--- Directions for this task ---
Pick out the lines containing "screenshot".

▬▬▬▬▬▬

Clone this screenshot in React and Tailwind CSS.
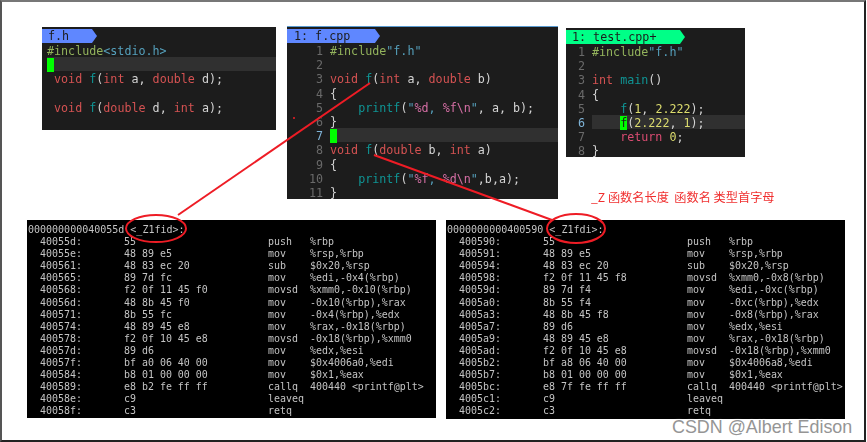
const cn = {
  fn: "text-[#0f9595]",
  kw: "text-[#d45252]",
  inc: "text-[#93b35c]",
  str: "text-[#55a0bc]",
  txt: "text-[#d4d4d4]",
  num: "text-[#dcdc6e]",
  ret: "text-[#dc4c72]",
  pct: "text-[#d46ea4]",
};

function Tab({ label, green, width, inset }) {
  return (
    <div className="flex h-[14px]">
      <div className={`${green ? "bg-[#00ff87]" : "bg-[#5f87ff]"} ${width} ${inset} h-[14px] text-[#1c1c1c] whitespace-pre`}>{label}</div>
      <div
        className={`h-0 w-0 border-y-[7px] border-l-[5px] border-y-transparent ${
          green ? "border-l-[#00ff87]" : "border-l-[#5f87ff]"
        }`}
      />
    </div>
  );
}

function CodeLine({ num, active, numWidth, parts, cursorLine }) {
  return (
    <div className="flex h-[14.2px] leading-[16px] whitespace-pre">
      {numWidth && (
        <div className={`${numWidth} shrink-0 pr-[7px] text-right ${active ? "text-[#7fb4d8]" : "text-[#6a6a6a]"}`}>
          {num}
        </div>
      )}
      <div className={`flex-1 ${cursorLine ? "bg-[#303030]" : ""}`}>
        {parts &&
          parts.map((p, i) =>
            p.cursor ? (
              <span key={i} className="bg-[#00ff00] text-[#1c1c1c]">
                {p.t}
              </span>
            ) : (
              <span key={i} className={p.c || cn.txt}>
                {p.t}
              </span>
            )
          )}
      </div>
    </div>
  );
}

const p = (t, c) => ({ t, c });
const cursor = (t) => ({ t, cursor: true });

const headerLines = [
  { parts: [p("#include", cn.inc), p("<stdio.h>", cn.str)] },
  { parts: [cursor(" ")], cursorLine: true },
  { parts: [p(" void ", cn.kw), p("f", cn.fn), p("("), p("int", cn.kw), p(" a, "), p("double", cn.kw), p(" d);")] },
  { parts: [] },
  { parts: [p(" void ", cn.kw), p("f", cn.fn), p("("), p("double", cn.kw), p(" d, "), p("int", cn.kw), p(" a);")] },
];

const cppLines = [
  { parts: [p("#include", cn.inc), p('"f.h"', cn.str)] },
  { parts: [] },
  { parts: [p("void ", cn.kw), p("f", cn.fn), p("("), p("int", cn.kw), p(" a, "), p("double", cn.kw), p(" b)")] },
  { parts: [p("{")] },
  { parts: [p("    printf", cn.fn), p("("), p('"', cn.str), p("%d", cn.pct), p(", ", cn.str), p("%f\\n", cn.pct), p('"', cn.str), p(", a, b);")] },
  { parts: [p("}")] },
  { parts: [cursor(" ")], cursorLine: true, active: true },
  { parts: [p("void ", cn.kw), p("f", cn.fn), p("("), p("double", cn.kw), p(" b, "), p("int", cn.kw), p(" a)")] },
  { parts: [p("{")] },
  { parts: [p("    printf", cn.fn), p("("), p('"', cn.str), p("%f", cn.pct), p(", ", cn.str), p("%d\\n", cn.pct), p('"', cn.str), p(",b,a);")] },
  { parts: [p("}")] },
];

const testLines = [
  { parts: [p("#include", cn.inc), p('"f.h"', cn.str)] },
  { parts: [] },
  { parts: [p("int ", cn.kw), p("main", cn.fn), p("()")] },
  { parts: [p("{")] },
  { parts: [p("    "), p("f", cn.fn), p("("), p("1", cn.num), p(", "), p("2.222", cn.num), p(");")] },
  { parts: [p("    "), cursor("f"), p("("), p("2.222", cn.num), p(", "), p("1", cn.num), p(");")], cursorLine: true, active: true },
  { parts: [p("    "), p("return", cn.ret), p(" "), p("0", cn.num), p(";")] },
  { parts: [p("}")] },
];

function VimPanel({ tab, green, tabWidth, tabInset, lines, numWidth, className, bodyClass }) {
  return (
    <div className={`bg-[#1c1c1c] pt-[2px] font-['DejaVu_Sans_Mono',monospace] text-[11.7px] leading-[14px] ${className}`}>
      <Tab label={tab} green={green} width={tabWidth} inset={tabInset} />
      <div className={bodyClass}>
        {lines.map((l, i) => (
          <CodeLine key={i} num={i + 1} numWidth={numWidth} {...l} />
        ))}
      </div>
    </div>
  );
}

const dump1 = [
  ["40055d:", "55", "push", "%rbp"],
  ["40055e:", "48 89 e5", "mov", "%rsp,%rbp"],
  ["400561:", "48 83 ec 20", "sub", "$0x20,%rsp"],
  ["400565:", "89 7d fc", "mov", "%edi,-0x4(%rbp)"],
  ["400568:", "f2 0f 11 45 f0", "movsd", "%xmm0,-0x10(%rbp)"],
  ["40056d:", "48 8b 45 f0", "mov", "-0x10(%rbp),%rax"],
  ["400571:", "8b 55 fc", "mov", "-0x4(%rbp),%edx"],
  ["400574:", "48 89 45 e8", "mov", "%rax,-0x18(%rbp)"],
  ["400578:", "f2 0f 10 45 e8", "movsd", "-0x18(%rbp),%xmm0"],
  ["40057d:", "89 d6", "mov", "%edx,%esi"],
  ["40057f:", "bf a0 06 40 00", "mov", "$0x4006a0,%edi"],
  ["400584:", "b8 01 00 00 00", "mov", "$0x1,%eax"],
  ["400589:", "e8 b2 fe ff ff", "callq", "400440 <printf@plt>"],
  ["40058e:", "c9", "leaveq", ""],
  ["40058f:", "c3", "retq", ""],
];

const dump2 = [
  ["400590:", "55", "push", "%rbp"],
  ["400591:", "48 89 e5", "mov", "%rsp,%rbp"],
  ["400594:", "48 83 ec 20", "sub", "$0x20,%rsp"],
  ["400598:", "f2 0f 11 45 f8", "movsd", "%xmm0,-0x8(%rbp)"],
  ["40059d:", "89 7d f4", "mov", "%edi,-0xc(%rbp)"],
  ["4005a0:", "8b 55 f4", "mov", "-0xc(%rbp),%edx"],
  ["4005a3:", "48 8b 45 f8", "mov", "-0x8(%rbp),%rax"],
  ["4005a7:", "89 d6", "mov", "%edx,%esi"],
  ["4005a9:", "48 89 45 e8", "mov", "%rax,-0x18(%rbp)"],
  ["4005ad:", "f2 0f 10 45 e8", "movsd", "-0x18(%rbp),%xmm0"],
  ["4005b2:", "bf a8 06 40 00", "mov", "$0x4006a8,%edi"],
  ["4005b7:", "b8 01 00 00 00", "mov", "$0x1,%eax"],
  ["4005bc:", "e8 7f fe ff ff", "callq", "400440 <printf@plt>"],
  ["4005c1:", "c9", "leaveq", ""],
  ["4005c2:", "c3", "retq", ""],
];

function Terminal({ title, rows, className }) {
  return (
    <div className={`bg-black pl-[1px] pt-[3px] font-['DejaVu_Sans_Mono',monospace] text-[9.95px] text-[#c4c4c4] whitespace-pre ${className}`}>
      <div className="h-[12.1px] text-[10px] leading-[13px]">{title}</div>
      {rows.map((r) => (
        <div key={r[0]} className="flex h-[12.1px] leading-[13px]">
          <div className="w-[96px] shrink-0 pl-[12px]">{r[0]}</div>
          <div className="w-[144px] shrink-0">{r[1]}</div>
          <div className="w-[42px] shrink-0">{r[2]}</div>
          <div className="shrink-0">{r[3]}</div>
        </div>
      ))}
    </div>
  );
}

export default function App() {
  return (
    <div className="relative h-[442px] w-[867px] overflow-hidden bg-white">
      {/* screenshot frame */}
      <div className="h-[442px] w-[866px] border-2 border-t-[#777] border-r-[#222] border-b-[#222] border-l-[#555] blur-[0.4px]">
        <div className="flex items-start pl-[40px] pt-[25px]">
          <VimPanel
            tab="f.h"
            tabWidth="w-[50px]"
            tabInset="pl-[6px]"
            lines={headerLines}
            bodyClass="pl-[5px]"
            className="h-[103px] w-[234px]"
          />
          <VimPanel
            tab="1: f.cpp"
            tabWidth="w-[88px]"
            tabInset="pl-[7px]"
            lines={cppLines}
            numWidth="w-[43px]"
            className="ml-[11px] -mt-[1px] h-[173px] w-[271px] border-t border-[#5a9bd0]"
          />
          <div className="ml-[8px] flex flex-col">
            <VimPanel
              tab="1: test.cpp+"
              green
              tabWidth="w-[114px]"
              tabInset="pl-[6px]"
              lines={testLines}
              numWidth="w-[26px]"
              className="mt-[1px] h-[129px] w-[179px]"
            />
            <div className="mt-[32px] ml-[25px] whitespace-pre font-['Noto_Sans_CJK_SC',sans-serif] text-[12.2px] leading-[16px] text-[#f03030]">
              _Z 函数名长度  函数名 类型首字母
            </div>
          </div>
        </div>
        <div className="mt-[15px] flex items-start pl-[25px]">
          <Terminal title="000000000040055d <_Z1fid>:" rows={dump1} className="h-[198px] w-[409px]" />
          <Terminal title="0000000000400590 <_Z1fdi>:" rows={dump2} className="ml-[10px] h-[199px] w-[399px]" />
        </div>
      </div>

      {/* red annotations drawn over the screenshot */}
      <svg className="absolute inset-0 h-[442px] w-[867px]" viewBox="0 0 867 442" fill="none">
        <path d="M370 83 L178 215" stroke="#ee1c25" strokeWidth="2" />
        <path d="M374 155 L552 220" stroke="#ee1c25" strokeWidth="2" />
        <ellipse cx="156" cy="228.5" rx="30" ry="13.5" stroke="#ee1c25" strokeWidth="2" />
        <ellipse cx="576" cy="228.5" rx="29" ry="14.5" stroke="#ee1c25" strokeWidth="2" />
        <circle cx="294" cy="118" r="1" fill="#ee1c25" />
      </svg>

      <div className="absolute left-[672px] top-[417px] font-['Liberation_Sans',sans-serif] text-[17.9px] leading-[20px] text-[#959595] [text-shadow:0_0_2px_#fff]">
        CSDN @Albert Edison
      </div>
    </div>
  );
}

▬▬▬▬▬▬

--- Full output ---
Clone this screenshot in React and Tailwind CSS.
      {/* screenshot frame */}
      {/* red annotations drawn over the screenshot */}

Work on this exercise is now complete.